The problem with including games in which one can ‘die’ is that they take much longer to learn. Suppose the agent the first time it plays the game happens to ‘die’, and now it only experiences a steady stream of 1,1,1,1,1… (low rewards). Nothing it does changes its future rewards, so exploration (trying different moves) is penalized. Dying on the first move might look like a good strategy!
Imagine if the rules looked like this: die~>1,1,1,1,...; not-die~>either −1 or +10. If the agent first tried out die, saw the +1 rewards, then the next game chose not-die and got −1, it may permanently start exploring down the die branch. An agent might eventually go back and try the not-die route and finally discover the +10, but this would take a while and is at odds with the idea of a reasonably quickly administered IQ test. Better to exclude such tests and switch to a more complex one.
Yes, now that I think about it, I guess their formalism tends towards incredibly low-signal environments where the actions are primarily simple “tokens” that can be named suggestively but aren’t capable of actually revealing the data needed for the kind of sophistication I’m thinking of. That is, The environment is generally incapable of displaying an environmental tag that would suggest “novel action X (unlike novel actions Y or Z) could be dramatic and irreversible”.
The only way to acquire such insight in a totally “from scratch” game context is to gain experience of having “died” after choosing X (probably several times), or else by having substantially richer environment cues than is normal for systems like this, where concepts like “reversibility” and “predictors of payoff size” could be worked out in trivial contexts and then correctly applied to more significant contexts later on, based on environmental cues that allow the model-based inference of both potential irreversibility and great importance in moderately novel situations.

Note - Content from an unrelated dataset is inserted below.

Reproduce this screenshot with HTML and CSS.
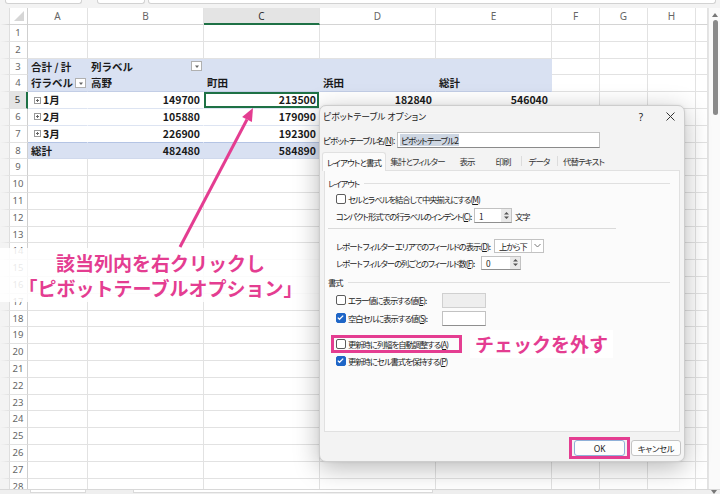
FILE: index.html
```html
<!DOCTYPE html>
<html lang="ja">
<head>
<meta charset="utf-8">
<title>ピボットテーブル オプション</title>
<link rel="stylesheet" href="styles.css">
</head>
<body>
<div class="app">
  <div class="topbar"><span class="tb namebox"></span><span class="tb fx"></span><span class="tb formula"></span></div>
  <div class="main">
    <div class="sheet">
      <div class="row head"><span class="rh corner"></span><span>A</span><span>B</span><span class="hsel">C</span><span>D</span><span>E</span><span>F</span><span>G</span><span>H</span><span></span></div>
      <div class="row"><span class="rh">1</span><span></span><span></span><span></span><span></span><span></span><span></span><span></span><span></span><span></span></div>
      <div class="row"><span class="rh">2</span><span></span><span></span><span></span><span></span><span></span><span></span><span></span><span></span><span></span></div>
      <div class="row"><span class="rh">3</span><span class="pv hd r3">合計 / 計</span><span class="pv hd r3 sb">列ラベル<em class="fbtn"><svg width="8" height="7" viewBox="0 0 8 7"><path d="M2 2.5h4L4 5z" fill="#666"/></svg></em></span><span class="pv hd r3"></span><span class="pv hd r3"></span><span class="pv hd r3"></span><span></span><span></span><span></span><span></span></div>
      <div class="row"><span class="rh">4</span><span class="pv hd r4 sb">行ラベル<em class="fbtn"><svg width="8" height="7" viewBox="0 0 8 7"><path d="M2 2.5h4L4 5z" fill="#666"/></svg></em></span><span class="pv hd r4">高野</span><span class="pv hd r4">町田</span><span class="pv hd r4">浜田</span><span class="pv hd r4">総計</span><span></span><span></span><span></span><span></span></div>
      <div class="row"><span class="rh cur">5</span><span class="pv lbl"><svg class="plus" width="7" height="7" viewBox="0 0 7 7"><rect x=".5" y=".5" width="6" height="6" fill="#fff" stroke="#9a9a9a"/><path d="M2 3.5h3M3.5 2v3" stroke="#666"/></svg>1月</span><span class="pv num">149700</span><span class="pv num active">213500</span><span class="pv num">182840</span><span class="pv num">546040</span><span></span><span></span><span></span><span></span></div>
      <div class="row"><span class="rh">6</span><span class="pv lbl"><svg class="plus" width="7" height="7" viewBox="0 0 7 7"><rect x=".5" y=".5" width="6" height="6" fill="#fff" stroke="#9a9a9a"/><path d="M2 3.5h3M3.5 2v3" stroke="#666"/></svg>2月</span><span class="pv num">105880</span><span class="pv num">179090</span><span class="pv num"></span><span class="pv num"></span><span></span><span></span><span></span><span></span></div>
      <div class="row"><span class="rh">7</span><span class="pv lbl r7"><svg class="plus" width="7" height="7" viewBox="0 0 7 7"><rect x=".5" y=".5" width="6" height="6" fill="#fff" stroke="#9a9a9a"/><path d="M2 3.5h3M3.5 2v3" stroke="#666"/></svg>3月</span><span class="pv num r7">226900</span><span class="pv num r7">192300</span><span class="pv num r7"></span><span class="pv num r7"></span><span></span><span></span><span></span><span></span></div>
      <div class="row"><span class="rh">8</span><span class="pv hd r8">総計</span><span class="pv hd r8 num">482480</span><span class="pv hd r8 num">584890</span><span class="pv hd r8 num"></span><span class="pv hd r8 num"></span><span></span><span></span><span></span><span></span></div>
      <div class="row"><span class="rh">9</span><span></span><span></span><span></span><span></span><span></span><span></span><span></span><span></span><span></span></div>
      <div class="row"><span class="rh">10</span><span></span><span></span><span></span><span></span><span></span><span></span><span></span><span></span><span></span></div>
      <div class="row"><span class="rh">11</span><span></span><span></span><span></span><span></span><span></span><span></span><span></span><span></span><span></span></div>
      <div class="row"><span class="rh">12</span><span></span><span></span><span></span><span></span><span></span><span></span><span></span><span></span><span></span></div>
      <div class="row"><span class="rh">13</span><span></span><span></span><span></span><span></span><span></span><span></span><span></span><span></span><span></span></div>
      <div class="row"><span class="rh">14</span><span></span><span></span><span></span><span></span><span></span><span></span><span></span><span></span><span></span></div>
      <div class="row"><span class="rh">15</span><span></span><span></span><span></span><span></span><span></span><span></span><span></span><span></span><span></span></div>
      <div class="row"><span class="rh">16</span><span></span><span></span><span></span><span></span><span></span><span></span><span></span><span></span><span></span></div>
      <div class="row"><span class="rh">17</span><span></span><span></span><span></span><span></span><span></span><span></span><span></span><span></span><span></span></div>
      <div class="row"><span class="rh">18</span><span></span><span></span><span></span><span></span><span></span><span></span><span></span><span></span><span></span></div>
      <div class="row"><span class="rh">19</span><span></span><span></span><span></span><span></span><span></span><span></span><span></span><span></span><span></span></div>
      <div class="row"><span class="rh">20</span><span></span><span></span><span></span><span></span><span></span><span></span><span></span><span></span><span></span></div>
      <div class="row"><span class="rh">21</span><span></span><span></span><span></span><span></span><span></span><span></span><span></span><span></span><span></span></div>
      <div class="row"><span class="rh">22</span><span></span><span></span><span></span><span></span><span></span><span></span><span></span><span></span><span></span></div>
      <div class="row"><span class="rh">23</span><span></span><span></span><span></span><span></span><span></span><span></span><span></span><span></span><span></span></div>
      <div class="row"><span class="rh">24</span><span></span><span></span><span></span><span></span><span></span><span></span><span></span><span></span><span></span></div>
      <div class="row"><span class="rh">25</span><span></span><span></span><span></span><span></span><span></span><span></span><span></span><span></span><span></span></div>
      <div class="row"><span class="rh">26</span><span></span><span></span><span></span><span></span><span></span><span></span><span></span><span></span><span></span></div>
      <div class="row"><span class="rh">27</span><span></span><span></span><span></span><span></span><span></span><span></span><span></span><span></span><span></span></div>
      <div class="row"><span class="rh">28</span><span></span><span></span><span></span><span></span><span></span><span></span><span></span><span></span><span></span></div>
    </div>
    <div class="vscroll"><svg width="6" height="4" viewBox="0 0 6 4"><path d="M0 4L3 0l3 4z" fill="#777"/></svg><span class="thumb"></span></div>
  </div>
  <div class="bottombar"><span class="bb b1"></span><span class="bb b2"></span><svg class="bbdown" width="6" height="4" viewBox="0 0 6 4"><path d="M0 0L3 4l3-4z" fill="#777"/></svg></div>
</div>

<div class="note1">該当列内を右クリックし<br>「ピボットテーブルオプション」</div>
<svg class="arrow" width="90" height="155" viewBox="170 100 90 155"><path d="M180 247L247 119.5" stroke="#e43d91" stroke-width="3" fill="none"/><path d="M253 108L251.9 122.1L242.1 116.9z" fill="#e43d91"/></svg>

<div class="dialog">
  <div class="dtitle"><span class="dt">ピボットテーブル オプション</span><span class="help">?</span><span class="close"><svg width="9" height="9" viewBox="0 0 9 9"><path d="M.5.5l8 8M8.5.5l-8 8" stroke="#333" stroke-width="1"/></svg></span></div>
  <div class="namerow"><span class="nlab">ピボットテーブル名(<u>N</u>):</span><span class="ninput"><span class="seltext">ピボットテーブル2</span></span></div>
  <div class="tabs"><span class="tab on t1">レイアウトと書式</span><span class="tab t2">集計とフィルター</span><span class="tab t3">表示</span><span class="tab t4">印刷</span><span class="tab sepl t5">データ</span><span class="tab sepl t6">代替テキスト</span></div>
  <div class="panel">
    <div class="grp">レイアウト</div>
    <div class="chk"><span class="box"></span>セルとラベルを結合して中央揃えにする(<u>M</u>)</div>
    <div class="frow"><span class="lw1">コンパクト形式での行ラベルのインデント(<u>C</u>):</span><span class="spin w38"><span class="val">1</span><span class="arr"><svg width="5" height="9" viewBox="0 0 5 9"><path d="M0 3.5L2.5 1L5 3.5zM0 5.5L2.5 8L5 5.5z" fill="#555"/></svg></span></span><span class="unit">文字</span></div>
    <div class="sep"></div>
    <div class="frow"><span class="lw2">レポート フィルター エリアでのフィールドの表示(<u>D</u>):</span><span class="drop"><span class="val">上から下</span><span class="chev"><svg width="7" height="5" viewBox="0 0 7 5"><path d="M.5 1L3.5 4L6.5 1" fill="none" stroke="#777"/></svg></span></span></div>
    <div class="frow"><span class="lw3">レポート フィルターの列ごとのフィールド数(<u>F</u>):</span><span class="spin w40"><span class="val">0</span><span class="arr"><svg width="5" height="9" viewBox="0 0 5 9"><path d="M0 3.5L2.5 1L5 3.5zM0 5.5L2.5 8L5 5.5z" fill="#555"/></svg></span></span></div>
    <div class="grp g2">書式</div>
    <div class="frow vrow"><span class="box"></span><span class="lw4">エラー値に表示する値(<u>E</u>):</span><span class="tin dis"></span></div>
    <div class="frow vrow"><span class="box on"><svg width="9" height="9" viewBox="0 0 9 9"><path d="M1.8 4.6l1.7 1.7L7.2 2.6" fill="none" stroke="#fff" stroke-width="1.3"/></svg></span><span class="lw4">空白セルに表示する値(<u>S</u>):</span><span class="tin"></span></div>
    <div class="hlrow">
      <div class="hl"><span class="box"></span>更新時に列幅を自動調整する(<u>A</u>)</div>
      <div class="note2">チェックを外す</div>
    </div>
    <div class="chk keep"><span class="box on"><svg width="9" height="9" viewBox="0 0 9 9"><path d="M1.8 4.6l1.7 1.7L7.2 2.6" fill="none" stroke="#fff" stroke-width="1.3"/></svg></span>更新時にセル書式を保持する(<u>P</u>)</div>
  </div>
  <div class="btns"><span class="okhl"><span class="btn ok">OK</span></span><span class="btn">キャンセル</span></div>
</div>
</body>
</html>
```

FILE: styles.css
```css
* { box-sizing: border-box; }
html, body { margin: 0; padding: 0; }
body {
  width: 720px; height: 494px; overflow: hidden; position: relative;
  background: #fff; color: #222;
  font-family: "Noto Sans CJK JP", "Noto Sans", sans-serif;
}
.app { display: flex; flex-direction: column; height: 494px; }

/* top formula strip */
.topbar { height: 8px; flex: none; background: #f3f3f3; display: flex; align-items: flex-start; padding-left: 5px; }
.tb { height: 4px; background: #fff; border: 1px solid #d2d2d2; border-top: none; border-radius: 0 0 3px 3px; }
.namebox { width: 77px; }
.fx { width: 48px; margin-left: 15px; }
.formula { flex: 1; margin-left: 3px; margin-right: 4px; }

.main { flex: 1; display: flex; min-height: 0; }
.sheet { flex: 1; overflow: hidden; }

.row {
  display: grid;
  grid-template-columns: 28px 60px 116px 116px 116px 116px 48px 48px 48px 12px;
  height: 16.8px;
}
.row > span {
  border-right: 1px solid #e2e2e2; border-bottom: 1px solid #e2e2e2;
  overflow: hidden; white-space: nowrap;
}
.row.head { height: 17px; }
.row.head > span {
  text-align: center; font-family: "Noto Sans", sans-serif; font-size: 10px; line-height: 16px;
  color: #666; border-bottom-color: #d4d4d4;
}
.row.head > .hsel { background: #e4e4e4; border-bottom: 2px solid #1e7145; color: #333; }
.rh {
  border-left: 9px solid #f3f3f3;
  box-shadow: inset 1px 0 #dedede;
  text-align: center; font-family: "Noto Sans", sans-serif; font-size: 9.5px; line-height: 16px; color: #666;
}
.row > .rh { border-right-color: #cfcfcf; }
.row > .rh.cur { background: #e4e4e4; border-right: 2px solid #1e7145; color: #333; }
.corner { position: relative; }
.corner::after {
  content: ""; position: absolute; right: 3px; bottom: 3px;
  border-style: solid; border-width: 0 0 10px 10px;
  border-color: transparent transparent #d6d6d6 transparent;
}

/* pivot */
.row > .pv {
  background: #fff; border-right-color: transparent; border-bottom-color: #dde4f2;
  font-weight: 700; font-size: 10.5px; line-height: 15.8px; padding: 0 3px; color: #1a1a1a;
  display: flex; align-items: center;
}
.row > .pv.hd { background: #d9e1f2; }
.row > .pv.r3 { border-bottom-color: #d9e1f2; }
.row > .pv.r4 { border-bottom-color: #c3cee6; }
.row > .pv.r7 { border-bottom-color: #b4c4e4; }
.row > .pv.r8 { border-bottom-color: #d0d9ec; }
.pv.num { justify-content: flex-end; }
.pv.sb { justify-content: space-between; padding-right: 1px; }
.pv.lbl { padding-left: 6px; }
.plus { margin-right: 2px; flex: none; }
.row > .pv.active { box-shadow: inset 0 0 0 2px #1e7145; }
.fbtn {
  width: 11px; height: 10px; border: 1px solid #b0b0b0; background: #fff;
  display: flex; align-items: center; justify-content: center; flex: none;
}

/* scrollbars */
.vscroll {
  width: 12px; flex: none; background: #fafafa; border-left: 1px solid #e4e4e4;
  display: flex; flex-direction: column; align-items: center; padding: 5px 0 0 1px;
}
.thumb { width: 5px; height: 95px; margin-top: 3px; background: #8a8a8a; border-radius: 3px; }
.bottombar {
  height: 5px; flex: none; background: #efefef; border-top: 1px solid #d8d8d8;
  display: flex; align-items: flex-start; padding-left: 30px;
}
.bb { height: 3px; background: #fff; border: 1px solid #dadada; border-top: none; }
.b1 { width: 56px; }
.b2 { width: 300px; margin-left: 47px; }
.bbdown { margin-left: auto; margin-right: 3px; }

/* annotations */
.note1 {
  position: absolute; left: 0; top: 248px; width: 320px; height: 54px;
  background: rgba(255,255,255,0.86);
  text-align: center; color: #e43d91; font-size: 19px; font-weight: 700; line-height: 25px; padding: 2px 0 0 1px;
  z-index: 2;
}
.arrow { position: absolute; left: 170px; top: 100px; z-index: 3; }

/* dialog */
.dialog {
  position: absolute; left: 319px; top: 105px; width: 366px; height: 357px; z-index: 4;
  background: #f3f3f3; border: 1px solid #cdcdcd; border-radius: 7px;
  box-shadow: 0 6px 26px rgba(0,0,0,0.28), 0 0 3px rgba(0,0,0,0.08);
  font-size: 8.3px; letter-spacing: -1px; color: #1b1b1b; font-feature-settings: "palt"; white-space: nowrap;
  display: flex; flex-direction: column;
}
.dialog u { text-decoration: underline; text-underline-offset: 1px; }
.dtitle { height: 21px; display: flex; align-items: center; padding-left: 3px; flex: none; font-size: 8.8px; letter-spacing: 0; }
.dt { flex: 1; }
.help { width: 30px; text-align: center; font-size: 10px; font-family: "Noto Sans", sans-serif; }
.close { width: 28px; display: flex; justify-content: center; }
.namerow { margin-top: 4px; height: 17px; display: flex; align-items: center; padding-left: 3px; flex: none; font-size: 8.5px; letter-spacing: -0.9px; }
.nlab { width: 74px; flex: none; }
.ninput {
  width: 203px; height: 16px; background: #fff; border: 1px solid #c2c2c2; border-bottom-color: #8a8a8a;
  display: flex; align-items: center; padding-left: 2px;
}
.seltext { background: #cdd6e2; line-height: 12px; padding: 0 1px; }
.tabs { margin-top: 4px; height: 18px; display: flex; align-items: stretch; padding-left: 2px; position: relative; z-index: 1; flex: none; font-size: 8.5px; letter-spacing: -0.9px; }
.tab { display: flex; align-items: center; justify-content: center; position: relative; color: #333; }
.tab.on {
  background: #fbfbfb; border: 1px solid #e1e1e1; border-bottom: none;
  border-radius: 3px 3px 0 0; margin-bottom: -1px; color: #1b1b1b;
}
.t1 { width: 64px; }
.t2 { width: 63px; }
.t3, .t4, .t5 { width: 36px; }
.t6 { width: 53px; }
.tab.sepl::before {
  content: ""; position: absolute; left: 0; top: 4px; width: 1px; height: 10px; background: #dcdcdc;
}
.panel {
  margin: 0 4px; height: 262px; flex: none; background: #fbfbfb; border: 1px solid #e1e1e1;
  padding: 5px 9px 0 11px;
}
.grp { display: flex; align-items: center; height: 14px; margin-left: -8px; }
.grp::after { content: ""; flex: 1; height: 1px; background: #e0e0e0; margin-left: 5px; }
.grp.g2 { margin-top: 4px; }
.chk { display: flex; align-items: center; height: 17px; }
.chk.keep { height: 15px; }
.box {
  width: 10px; height: 10px; border: 1px solid #5c5c5c; border-radius: 2px; background: #fff;
  margin-right: 2px; flex: none; display: flex;
}
.box.on { background: #1f66c7; border-color: #1f66c7; }
.box.on svg { margin: -1px; }
.frow { display: flex; align-items: center; height: 17px; }
.frow > span { flex: none; }
.lw1 { width: 138px; }
.lw2 { width: 158px; }
.lw3 { width: 145px; }
.lw4 { width: 94px; }
.vrow { height: 18px; }
.grp.g2 + .vrow { margin-top: 2px; }
.spin {
  height: 15px; background: #fff; border: 1px solid #c2c2c2; border-bottom-color: #8f8f8f;
  display: flex; align-items: stretch; letter-spacing: 0;
}
.w38 { width: 38px; }
.w40 { width: 40px; height: 14px; }
.spin .val { flex: 1; padding-left: 4px; display: flex; align-items: center; }
.spin .arr { width: 10px; background: #e9e9e9; display: flex; align-items: center; justify-content: center; }
.unit { margin-left: 3px; }
.sep { height: 1px; width: 288px; background: #dadada; margin: 4px 0 8px -8px; }
.drop {
  width: 50px; height: 14px; background: #fff; border: 1px solid #c2c2c2;
  display: flex; align-items: stretch;
}
.drop .val { flex: 1; padding-left: 4px; display: flex; align-items: center; }
.drop .chev { width: 12px; border-left: 1px solid #d4d4d4; display: flex; align-items: center; justify-content: center; }
.tin { width: 44px; height: 15px; background: #fff; border: 1px solid #c2c2c2; border-bottom-color: #8f8f8f; }
.tin.dis { background: #eeeeee; border-color: #d0d0d0; }
.hlrow { display: flex; align-items: center; height: 18px; margin: 8px 0 0 -5px; }
.hl {
  height: 18px; width: 131px; flex: none; border: 3px solid #e43d91; padding-left: 2px;
  display: flex; align-items: center;
}
.note2 {
  margin-left: 8px; background: #fff; padding: 2px 5px; flex: none; letter-spacing: 0;
  font-size: 19px; font-weight: 700; color: #e43d91; line-height: 24px; font-feature-settings: normal;
}
.btns { margin-top: 5px; display: flex; justify-content: flex-end; align-items: center; padding-right: 3px; gap: 1px; flex: none; letter-spacing: 0; }
.okhl { border: 3px solid #e43d91; padding: 0 2px; height: 22px; display: flex; align-items: center; }
.btn {
  width: 50px; height: 16px; background: #fdfdfd; border: 1px solid #c4c4c4; border-radius: 3px;
  display: flex; align-items: center; justify-content: center; font-size: 8.4px; letter-spacing: -0.3px;
}
.btn.ok { width: 51px; border-color: #8fb0d8; font-family: "Noto Sans", sans-serif; letter-spacing: 0; }
```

Legg and Joel Veness have been working on a similar idea: http://www.vetta.org/2011/11/aiq/ But their approach, unsurprisingly, differs. From section 5 discussing OP and earlier approaches:
See Kaj’s more recent list of articles: http://lesswrong.com/lw/h4x/intelligence_metrics_and_decision_theories/8ptd
It’s a slightly abandoned work in progress, but I’ve been trying to invent a faster and more fun version for daily use: https://github.com/ColeWyeth/neural_networks_solomonoff_induction/blob/chronological_utms/train.py
(I think this runs but is not friendly)
It seems as though they are trying to take credit for Shane Legg’s moves.
If you read the paper, I believe Legg is credited a number of times as are Hutter and Schmidhuber.